USACM Signs Letter to President Obama Urging Wide Adoption of Encryption Technology

By Renee Dopplick, ACM Director of Public Policy
June 16, 2015

USACM signed a letter to President Obama from a variety of civil society organizations urging him to pursue public policies that encourage the wide adoption of strong encryption technology. The letter is responsive to public statements by Obama Administration officials suggesting that U.S. companies should not provide strong encryption in products and services unless the government has the ability to decrypt consumers’ data.

The following text appears in bold in the letter:

We urge you to reject any proposal that U.S. companies deliberately weaken the security of their products. We request that the White House instead focus on developing policies that will promote rather than undermine the wide adoption of strong encryption technology. Such policies will in turn help to promote and protect cybersecurity, economic growth, and human rights, both here and abroad.

The letter describes how policymakers faced similar choices during the so-called “Crypto Wars” of the 1990s. “Whether you call them ‘front doors’ or ‘back doors,’ introducing intentional vulnerabilities into secure products for the government’s use will make those products less secure against other attackers.”

USACM delivered a similar cautionary message two decades ago in 1994 during the Crypto Wars in its special report on Codes, Keys, and Conflicts: Issues in U.S. Crypto Policy.
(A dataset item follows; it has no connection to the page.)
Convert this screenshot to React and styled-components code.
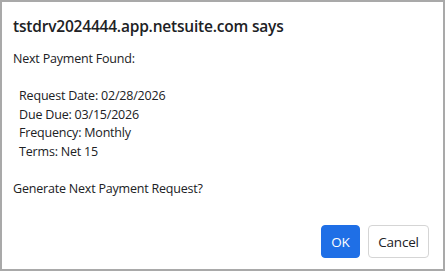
import React from "react";
import styled, { createGlobalStyle } from "styled-components";

const Global = createGlobalStyle`
  html, body { margin: 0; padding: 0; background: #fff; }
  * { box-sizing: border-box; }
`;

const Dialog = styled.div`
  width: 445px;
  height: 271px;
  border: 2px solid #a9a9a9;
  background: #fff;
  display: flex;
  flex-direction: column;
  padding: 14px 14px 11px 11px;
  font-family: "Open Sans", "Noto Sans", sans-serif;
  color: #202124;
`;

const Title = styled.div`
  font-size: 15.5px;
  font-weight: 600;
  line-height: 20px;
  letter-spacing: -0.2px;
  margin-bottom: 14px;
`;

const Message = styled.div`
  font-size: 12.5px;
  line-height: 18.5px;
  white-space: pre-wrap;
  letter-spacing: -0.2px;
  flex: 1;
`;

const Buttons = styled.div`
  display: flex;
  justify-content: flex-end;
  gap: 8px;
`;

const Button = styled.button`
  height: 33px;
  width: ${(p) => (p.$primary ? "39px" : "61px")};
  padding: 0;
  border-radius: 4px;
  font-family: "Open Sans", "Noto Sans", sans-serif;
  font-size: 13.5px;
  letter-spacing: -0.2px;
  border: 1px solid ${(p) => (p.$primary ? "#1f6fe6" : "#d5d5d5")};
  background: ${(p) => (p.$primary ? "#1f6fe6" : "#fff")};
  color: ${(p) => (p.$primary ? "#fff" : "#202124")};
`;

const msg = `Next Payment Found:

  Request Date: 02/28/2026
  Due Due: 03/15/2026
  Frequency: Monthly
  Terms: Net 15

Generate Next Payment Request?`;

export default function App() {
  return (
    <>
      <Global />
      <Dialog>
        <Title>tstdrv2024444.app.netsuite.com says</Title>
        <Message>{msg}</Message>
        <Buttons>
          <Button $primary>OK</Button>
          <Button>Cancel</Button>
        </Buttons>
      </Dialog>
    </>
  );
}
The report represented the first major undertaking of USACM. The report’s discussion of the functions of cryptography and the policy issues related to law enforcement, national security, and individual privacy remain relevant to today’s discussion, as does its conclusion: “The choices the United States makes about escrowed encryption, confidentiality of communications, and government access to encrypted communications will reverberate across the globe.”